◆ AIM OF THE EXERCISE
Without the pictures, return all of the material exactly as written.

◆ RECORDED DATA
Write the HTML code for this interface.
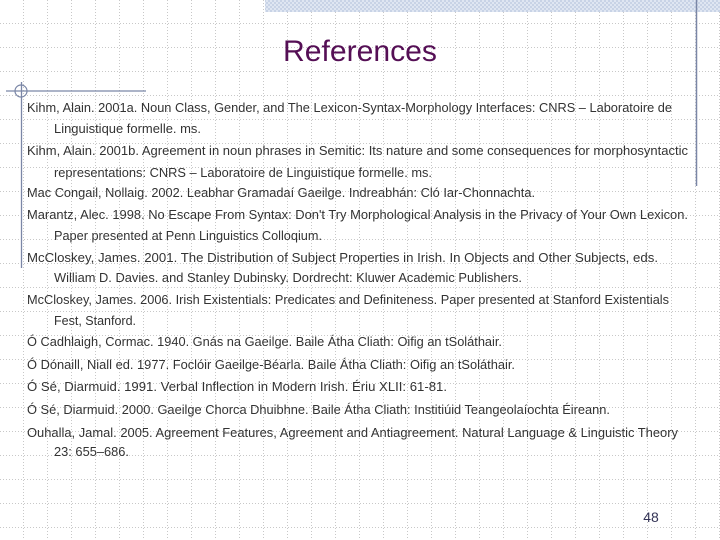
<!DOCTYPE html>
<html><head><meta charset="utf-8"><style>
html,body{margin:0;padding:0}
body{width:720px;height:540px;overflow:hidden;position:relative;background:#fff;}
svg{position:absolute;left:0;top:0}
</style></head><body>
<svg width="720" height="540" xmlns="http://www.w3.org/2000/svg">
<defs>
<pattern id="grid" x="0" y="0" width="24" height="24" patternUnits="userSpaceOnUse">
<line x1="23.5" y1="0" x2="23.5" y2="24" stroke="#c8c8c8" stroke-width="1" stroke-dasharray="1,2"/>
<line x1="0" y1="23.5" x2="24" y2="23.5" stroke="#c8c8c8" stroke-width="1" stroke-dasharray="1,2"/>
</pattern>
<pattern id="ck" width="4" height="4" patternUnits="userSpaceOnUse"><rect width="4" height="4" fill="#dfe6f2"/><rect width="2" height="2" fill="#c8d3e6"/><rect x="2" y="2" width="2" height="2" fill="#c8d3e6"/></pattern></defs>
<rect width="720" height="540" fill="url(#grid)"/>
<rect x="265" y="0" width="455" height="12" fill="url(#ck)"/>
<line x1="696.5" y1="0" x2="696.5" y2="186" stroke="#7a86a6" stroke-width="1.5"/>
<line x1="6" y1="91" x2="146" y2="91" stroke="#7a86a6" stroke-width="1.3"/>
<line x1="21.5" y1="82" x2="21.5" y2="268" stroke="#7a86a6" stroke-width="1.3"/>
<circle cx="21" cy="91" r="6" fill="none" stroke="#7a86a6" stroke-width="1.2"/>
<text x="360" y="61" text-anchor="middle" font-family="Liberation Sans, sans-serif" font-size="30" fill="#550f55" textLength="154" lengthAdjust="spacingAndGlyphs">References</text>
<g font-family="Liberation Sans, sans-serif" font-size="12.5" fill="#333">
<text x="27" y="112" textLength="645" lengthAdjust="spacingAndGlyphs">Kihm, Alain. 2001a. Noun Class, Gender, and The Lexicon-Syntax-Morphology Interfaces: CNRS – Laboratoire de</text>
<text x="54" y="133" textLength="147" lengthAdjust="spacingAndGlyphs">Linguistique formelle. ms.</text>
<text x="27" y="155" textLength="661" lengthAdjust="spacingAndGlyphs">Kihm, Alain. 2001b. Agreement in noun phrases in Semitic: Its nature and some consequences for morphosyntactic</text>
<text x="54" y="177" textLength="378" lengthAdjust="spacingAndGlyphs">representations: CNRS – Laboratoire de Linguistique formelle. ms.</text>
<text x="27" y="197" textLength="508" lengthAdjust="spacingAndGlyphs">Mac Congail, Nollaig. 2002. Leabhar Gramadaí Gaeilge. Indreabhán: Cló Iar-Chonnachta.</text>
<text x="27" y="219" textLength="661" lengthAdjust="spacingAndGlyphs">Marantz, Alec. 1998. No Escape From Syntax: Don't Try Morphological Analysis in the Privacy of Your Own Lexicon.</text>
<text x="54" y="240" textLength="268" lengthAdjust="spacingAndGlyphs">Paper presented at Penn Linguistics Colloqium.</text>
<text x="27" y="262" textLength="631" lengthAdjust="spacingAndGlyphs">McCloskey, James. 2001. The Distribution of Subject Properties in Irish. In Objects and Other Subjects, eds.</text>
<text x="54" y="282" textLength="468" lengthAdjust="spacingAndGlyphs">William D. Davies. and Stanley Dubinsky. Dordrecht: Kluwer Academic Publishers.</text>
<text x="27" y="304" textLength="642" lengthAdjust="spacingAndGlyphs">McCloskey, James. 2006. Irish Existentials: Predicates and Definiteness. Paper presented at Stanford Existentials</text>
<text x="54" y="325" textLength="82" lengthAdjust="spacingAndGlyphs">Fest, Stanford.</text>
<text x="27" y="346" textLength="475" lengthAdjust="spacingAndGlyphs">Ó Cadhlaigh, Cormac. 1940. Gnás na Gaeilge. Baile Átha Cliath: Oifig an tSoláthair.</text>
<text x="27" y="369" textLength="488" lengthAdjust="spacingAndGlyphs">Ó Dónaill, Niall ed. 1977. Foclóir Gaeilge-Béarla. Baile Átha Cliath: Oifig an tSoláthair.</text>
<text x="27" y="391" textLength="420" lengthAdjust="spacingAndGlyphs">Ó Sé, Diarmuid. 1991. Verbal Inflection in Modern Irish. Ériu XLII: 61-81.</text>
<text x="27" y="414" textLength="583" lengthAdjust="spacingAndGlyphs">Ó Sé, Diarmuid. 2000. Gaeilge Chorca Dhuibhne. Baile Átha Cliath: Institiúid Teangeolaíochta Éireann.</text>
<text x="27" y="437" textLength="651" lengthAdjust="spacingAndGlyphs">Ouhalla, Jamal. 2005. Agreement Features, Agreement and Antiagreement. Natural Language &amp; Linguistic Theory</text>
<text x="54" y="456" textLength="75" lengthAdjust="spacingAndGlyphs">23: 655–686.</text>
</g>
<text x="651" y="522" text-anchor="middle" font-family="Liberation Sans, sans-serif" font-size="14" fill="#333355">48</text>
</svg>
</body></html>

◆ REPLY TO THE TASK
Write the HTML code for this interface.
<!DOCTYPE html>
<html><head><meta charset="utf-8"><style>
html,body{margin:0;padding:0}
body{width:720px;height:540px;overflow:hidden;position:relative;background:#fff;}
svg{position:absolute;left:0;top:0}
</style></head><body>
<svg width="720" height="540" xmlns="http://www.w3.org/2000/svg">
<defs>
<pattern id="grid" x="0" y="0" width="24" height="24" patternUnits="userSpaceOnUse">
<line x1="23.5" y1="0" x2="23.5" y2="24" stroke="#c8c8c8" stroke-width="1" stroke-dasharray="1,2"/>
<line x1="0" y1="23.5" x2="24" y2="23.5" stroke="#c8c8c8" stroke-width="1" stroke-dasharray="1,2"/>
</pattern>
<pattern id="ck" width="4" height="4" patternUnits="userSpaceOnUse"><rect width="4" height="4" fill="#dfe6f2"/><rect width="2" height="2" fill="#c8d3e6"/><rect x="2" y="2" width="2" height="2" fill="#c8d3e6"/></pattern></defs>
<rect width="720" height="540" fill="url(#grid)"/>
<rect x="265" y="0" width="455" height="12" fill="url(#ck)"/>
<line x1="696.5" y1="0" x2="696.5" y2="186" stroke="#7a86a6" stroke-width="1.5"/>
<line x1="6" y1="91" x2="146" y2="91" stroke="#7a86a6" stroke-width="1.3"/>
<line x1="21.5" y1="82" x2="21.5" y2="268" stroke="#7a86a6" stroke-width="1.3"/>
<circle cx="21" cy="91" r="6" fill="none" stroke="#7a86a6" stroke-width="1.2"/>
<text x="360" y="61" text-anchor="middle" font-family="Liberation Sans, sans-serif" font-size="30" fill="#550f55" textLength="154" lengthAdjust="spacingAndGlyphs">References</text>
<g font-family="Liberation Sans, sans-serif" font-size="12.5" fill="#333">
<text x="27" y="112" textLength="645" lengthAdjust="spacingAndGlyphs">Kihm, Alain. 2001a. Noun Class, Gender, and The Lexicon-Syntax-Morphology Interfaces: CNRS – Laboratoire de</text>
<text x="54" y="133" textLength="147" lengthAdjust="spacingAndGlyphs">Linguistique formelle. ms.</text>
<text x="27" y="155" textLength="661" lengthAdjust="spacingAndGlyphs">Kihm, Alain. 2001b. Agreement in noun phrases in Semitic: Its nature and some consequences for morphosyntactic</text>
<text x="54" y="177" textLength="378" lengthAdjust="spacingAndGlyphs">representations: CNRS – Laboratoire de Linguistique formelle. ms.</text>
<text x="27" y="197" textLength="508" lengthAdjust="spacingAndGlyphs">Mac Congail, Nollaig. 2002. Leabhar Gramadaí Gaeilge. Indreabhán: Cló Iar-Chonnachta.</text>
<text x="27" y="219" textLength="661" lengthAdjust="spacingAndGlyphs">Marantz, Alec. 1998. No Escape From Syntax: Don't Try Morphological Analysis in the Privacy of Your Own Lexicon.</text>
<text x="54" y="240" textLength="268" lengthAdjust="spacingAndGlyphs">Paper presented at Penn Linguistics Colloqium.</text>
<text x="27" y="262" textLength="631" lengthAdjust="spacingAndGlyphs">McCloskey, James. 2001. The Distribution of Subject Properties in Irish. In Objects and Other Subjects, eds.</text>
<text x="54" y="282" textLength="468" lengthAdjust="spacingAndGlyphs">William D. Davies. and Stanley Dubinsky. Dordrecht: Kluwer Academic Publishers.</text>
<text x="27" y="304" textLength="642" lengthAdjust="spacingAndGlyphs">McCloskey, James. 2006. Irish Existentials: Predicates and Definiteness. Paper presented at Stanford Existentials</text>
<text x="54" y="325" textLength="82" lengthAdjust="spacingAndGlyphs">Fest, Stanford.</text>
<text x="27" y="346" textLength="475" lengthAdjust="spacingAndGlyphs">Ó Cadhlaigh, Cormac. 1940. Gnás na Gaeilge. Baile Átha Cliath: Oifig an tSoláthair.</text>
<text x="27" y="369" textLength="488" lengthAdjust="spacingAndGlyphs">Ó Dónaill, Niall ed. 1977. Foclóir Gaeilge-Béarla. Baile Átha Cliath: Oifig an tSoláthair.</text>
<text x="27" y="391" textLength="420" lengthAdjust="spacingAndGlyphs">Ó Sé, Diarmuid. 1991. Verbal Inflection in Modern Irish. Ériu XLII: 61-81.</text>
<text x="27" y="414" textLength="583" lengthAdjust="spacingAndGlyphs">Ó Sé, Diarmuid. 2000. Gaeilge Chorca Dhuibhne. Baile Átha Cliath: Institiúid Teangeolaíochta Éireann.</text>
<text x="27" y="437" textLength="651" lengthAdjust="spacingAndGlyphs">Ouhalla, Jamal. 2005. Agreement Features, Agreement and Antiagreement. Natural Language &amp; Linguistic Theory</text>
<text x="54" y="456" textLength="75" lengthAdjust="spacingAndGlyphs">23: 655–686.</text>
</g>
<text x="651" y="522" text-anchor="middle" font-family="Liberation Sans, sans-serif" font-size="14" fill="#333355">48</text>
</svg>
</body></html>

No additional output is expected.